Deterministic Windows deployment.
Without rebuilding the OS.
ArcOS applies a structured configuration layer on top of a clean Windows installation. It reduces unnecessary services, scheduled tasks, consumer features, and background components — while preserving system integrity and update compatibility.
Architecture
ArcOS is not a modified Windows build. It is a deployment framework composed of isolated execution engines operating on official Windows installations.
Modular Engines
Services, scheduled tasks, policies, AppX packages, UI configuration, and performance tuning operate as independent modules.
Manifest-Driven Execution
System behavior is defined by configuration manifests rather than hardcoded tweaks.

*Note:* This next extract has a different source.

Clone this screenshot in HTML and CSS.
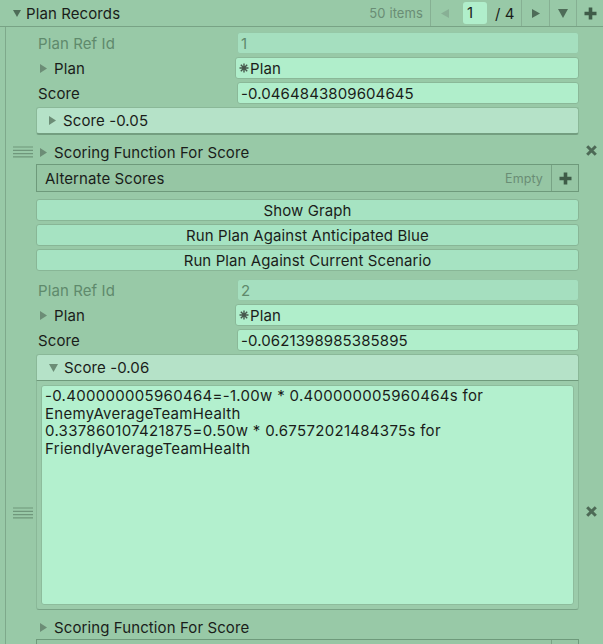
FILE: index.html
```html
<!DOCTYPE html>
<html>
<head>
<meta charset="utf-8">
<link rel="stylesheet" href="styles.css">
</head>
<body>
<div class="header">
  <svg class="header-tri" width="8" height="7" viewBox="0 0 8 7"><polygon points="0,0 8,0 4,7" fill="#4e6c58"/></svg>
  <span class="title">Plan Records</span>
  <span class="count">50 items</span>
  <div class="pager">
    <span class="pager-prev"><svg width="8" height="9" viewBox="0 0 8 9"><polygon points="8,0 0,4.5 8,9" fill="#88b095"/></svg></span>
    <span class="pager-input">1</span>
    <span class="pager-total">/ 4</span>
  </div>
  <span class="hbtn hbtn-next"><svg width="8" height="9" viewBox="0 0 8 9"><polygon points="0,0 8,4.5 0,9" fill="#4e6c58"/></svg></span>
  <span class="hbtn hbtn-menu"><svg width="10" height="9" viewBox="0 0 10 9"><polygon points="0,0 10,0 5,9" fill="#4e6c58"/></svg></span>
  <span class="hbtn hbtn-add"><svg width="13" height="13" viewBox="0 0 13 13"><path d="M6.5 0.5V12.5M0.5 6.5H12.5" stroke="#3f5c48" stroke-width="3.6"/></svg></span>
</div>

<div class="list">
  <div class="element">
    <div class="handle"><svg width="20" height="12" viewBox="0 0 20 12"><path d="M0 1H20M0 4.3H20M0 7.6H20M0 10.9H20" stroke="#6f977b" stroke-width="1.2"/></svg></div>
    <div class="content">
      <div class="prop">
        <div class="label disabled">Plan Ref Id</div>
        <div class="field disabled">1</div>
      </div>
      <div class="prop">
        <div class="label"><svg class="tri" width="7" height="9" viewBox="0 0 7 9"><polygon points="0,0 7,4.5 0,9" fill="#6c8d76"/></svg>Plan</div>
        <div class="field obj"><svg class="obj-icon" width="10" height="10" viewBox="0 0 10 10"><path d="M5 0.5V9.5M0.5 5H9.5M1.8 1.8L8.2 8.2M8.2 1.8L1.8 8.2" stroke="#46574c" stroke-width="1.4"/></svg>Plan</div>
      </div>
      <div class="prop">
        <div class="label">Score</div>
        <div class="field">-0.0464843809604645</div>
      </div>
      <div class="foldout">
        <svg class="tri" width="7" height="9" viewBox="0 0 7 9"><polygon points="0,0 7,4.5 0,9" fill="#6c8d76"/></svg>Score -0.05
      </div>
      <div class="subprop">
        <svg class="tri" width="7" height="9" viewBox="0 0 7 9"><polygon points="0,0 7,4.5 0,9" fill="#6c8d76"/></svg>Scoring Function For Score
      </div>
      <div class="alt">
        <span class="alt-title">Alternate Scores</span>
        <span class="alt-empty">Empty</span>
        <span class="alt-add"><svg width="13" height="13" viewBox="0 0 13 13"><path d="M6.5 0.5V12.5M0.5 6.5H12.5" stroke="#3f5c48" stroke-width="3.6"/></svg></span>
      </div>
      <div class="buttons">
        <div class="btn">Show Graph</div>
        <div class="btn">Run Plan Against Anticipated Blue</div>
        <div class="btn">Run Plan Against Current Scenario</div>
      </div>
    </div>
    <div class="remove"><svg width="11" height="11" viewBox="0 0 11 11"><path d="M1.2 1.2L9.8 9.8M9.8 1.2L1.2 9.8" stroke="#4d6a56" stroke-width="3"/></svg></div>
  </div>

  <div class="element second">
    <div class="handle"><svg width="20" height="12" viewBox="0 0 20 12"><path d="M0 1H20M0 4.3H20M0 7.6H20M0 10.9H20" stroke="#6f977b" stroke-width="1.2"/></svg></div>
    <div class="content">
      <div class="prop">
        <div class="label disabled">Plan Ref Id</div>
        <div class="field disabled">2</div>
      </div>
      <div class="prop">
        <div class="label"><svg class="tri" width="7" height="9" viewBox="0 0 7 9"><polygon points="0,0 7,4.5 0,9" fill="#6c8d76"/></svg>Plan</div>
        <div class="field obj"><svg class="obj-icon" width="10" height="10" viewBox="0 0 10 10"><path d="M5 0.5V9.5M0.5 5H9.5M1.8 1.8L8.2 8.2M8.2 1.8L1.8 8.2" stroke="#46574c" stroke-width="1.4"/></svg>Plan</div>
      </div>
      <div class="prop">
        <div class="label">Score</div>
        <div class="field">-0.0621398985385895</div>
      </div>
      <div class="foldout-open">
        <div class="fo-head">
          <svg class="tri" width="9" height="8" viewBox="0 0 9 8"><polygon points="0,0 9,0 4.5,8" fill="#6c8d76"/></svg>Score -0.06
        </div>
        <div class="fo-body">
          <div class="textarea">-0.400000005960464=-1.00w * 0.400000005960464s for<br>EnemyAverageTeamHealth<br>0.337860107421875=0.50w * 0.67572021484375s for<br>FriendlyAverageTeamHealth</div>
        </div>
      </div>
      <div class="subprop">
        <svg class="tri" width="7" height="9" viewBox="0 0 7 9"><polygon points="0,0 7,4.5 0,9" fill="#6c8d76"/></svg>Scoring Function For Score
      </div>
      <div class="alt">
        <span class="alt-title">Alternate Scores</span>
        <span class="alt-empty">Empty</span>
        <span class="alt-add"><svg width="13" height="13" viewBox="0 0 13 13"><path d="M6.5 0.5V12.5M0.5 6.5H12.5" stroke="#3f5c48" stroke-width="3.6"/></svg></span>
      </div>
      <div class="buttons">
        <div class="btn">Show Graph</div>
        <div class="btn">Run Plan Against Anticipated Blue</div>
        <div class="btn">Run Plan Against Current Scenario</div>
      </div>
    </div>
    <div class="remove"><svg width="11" height="11" viewBox="0 0 11 11"><path d="M1.2 1.2L9.8 9.8M9.8 1.2L1.2 9.8" stroke="#4d6a56" stroke-width="3"/></svg></div>
  </div>
</div>
</body>
</html>
```
FILE: styles.css
```css
* { box-sizing: border-box; }
html, body { margin: 0; padding: 0; }
body {
  background: #98c9a7;
  font-family: Inter, "Noto Sans", sans-serif;
  font-size: 15px;
  letter-spacing: 0.1px;
  color: #1a1d1a;
  width: 603px;
  height: 644px;
  overflow: hidden;
}
svg { display: block; flex: none; }

/* header */
.header {
  display: flex;
  align-items: center;
  height: 27px;
  border-bottom: 1px solid #78a385;
}
.header-tri { margin-left: 13px; margin-right: 5px; }
.title { flex: 1; white-space: nowrap; }
.count { color: #6a8d75; margin-right: 7px; font-size: 13px; }
.pager {
  display: flex;
  align-items: center;
  width: 92px;
  height: 26px;
  border-left: 1px solid #86b093;
  border-right: 1px solid #86b093;
}
.pager-prev { width: 28px; display: flex; justify-content: center; }
.pager-input {
  width: 24px;
  height: 22px;
  margin-left: 4px;
  background: #b0eecb;
  border-radius: 3px;
  padding-left: 4px;
  line-height: 22px;
}
.pager-total { margin-left: 8px; }
.hbtn {
  height: 26px;
  display: flex;
  align-items: center;
  justify-content: center;
  border-right: 1px solid #86b093;
}
.hbtn-next { width: 28px; }
.hbtn-menu { width: 27px; }
.hbtn-add { width: 26px; border-right: 0; }

/* list */
.list {
  margin-left: 5px;
  border-left: 1px solid #7ea98b;
  padding-top: 1px;
}
.element {
  display: flex;
  align-items: center;
  padding: 4px 0 4px;
}
.handle { width: 30px; padding-left: 7px; }
.content { width: 543px; flex: none; }
.remove { width: 24px; display: flex; justify-content: center; margin-bottom: 3px; }

.prop {
  display: flex;
  align-items: center;
  height: 22px;
  margin-bottom: 3px;
}
.label {
  width: 201px;
  flex: none;
  padding-left: 2px;
  display: flex;
  align-items: center;
}
.label .tri { margin-left: 2px; margin-right: 7px; }
.label.disabled { color: #5f8a6c; }
.field {
  flex: 1;
  height: 22px;
  background: #b0eecb;
  border: 1px solid #8ab898;
  border-radius: 3px;
  padding-left: 3px;
  display: flex;
  align-items: center;
  white-space: nowrap;
}
.field.disabled { background: #a5dfbf; border-color: #96c8a7; color: #5f8a6c; }
.field.obj { margin-left: -2px; }
.obj-icon { margin-right: 1px; }

.foldout {
  height: 28px;
  background: #b5e2c8;
  border: 1px solid #8ab898;
  border-bottom: 2px solid #739e80;
  border-radius: 3px;
  display: flex;
  align-items: center;
  padding-left: 12px;
}
.foldout .tri { margin-right: 7px; }

.subprop {
  height: 24px;
  margin-top: 5px;
  display: flex;
  align-items: center;
  padding-left: 4px;
}
.subprop .tri { margin-right: 7px; }

.alt {
  height: 28px;
  display: flex;
  align-items: center;
  border: 1px solid #6e9a7b;
  background: #96c6a4;
}
.alt-title { flex: 1; padding-left: 8px; }
.alt-empty { color: #6a8d75; margin-right: 8px; font-size: 12.5px; }
.alt-add {
  width: 27px;
  height: 100%;
  border-left: 1px solid #78a385;
  display: flex;
  align-items: center;
  justify-content: center;
}

.buttons { padding-top: 4px; }
.btn {
  height: 22px;
  margin-top: 3px;
  background: #a6e3c2;
  border: 1px solid #88b696;
  border-radius: 3px;
  display: flex;
  align-items: center;
  justify-content: center;
}

.fo-head {
  height: 27px;
  background: #b5e2c8;
  border: 1px solid #8ab898;
  border-bottom: 1px solid #6f9a7c;
  border-radius: 3px 3px 0 0;
  display: flex;
  align-items: center;
  padding-left: 12px;
}
.fo-head .tri { margin-right: 6px; }
.fo-body {
  border: 1px solid #8ab898;
  border-top: 0;
  border-bottom-color: #79a487;
  border-radius: 0 0 3px 3px;
  padding: 4px;
  background: #9bcbaa;
}
.textarea {
  height: 220px;
  background: #b3f0ce;
  border: 1px solid #8dbc9c;
  border-radius: 3px;
  padding: 1px 3px;
  line-height: 17.7px;
  letter-spacing: 0.3px;
}
```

Execution is reproducible and deterministic.
Reversible by Design
Restore points and state tracking are created before modification, enabling controlled rollback if required.
System Changes Applied
ArcOS applies targeted system-level adjustments using supported Windows configuration mechanisms.
Service Optimization
Disables telemetry, consumer services, Xbox components, and non-essential background services while preserving core system stability.
AppX Rationalization
Removes provisioned and installed consumer applications, retaining only required system frameworks.
Policy Enforcement
Applies privacy, background activity, and update behavior policies using supported registry and policy configurations.
UI & Resource Reduction
Reduces animation overhead, transparency effects, consumer prompts, and idle background activity.
What ArcOS Does Not Do
- No custom Windows ISO
- No kernel patching
- No binary modification
- No update blocking
- No redistribution of Windows components
Frequently Asked Questions
Does ArcOS replace Windows? ▾
No. ArcOS operates on top of an official Windows installation. It applies configuration changes without modifying system binaries.
Is Windows Update preserved? ▾
Yes. Security updates remain functional. ArcOS does not forcibly block feature updates.
Is ArcOS open source? ▾
Yes. All engines and configuration logic are publicly available on GitHub.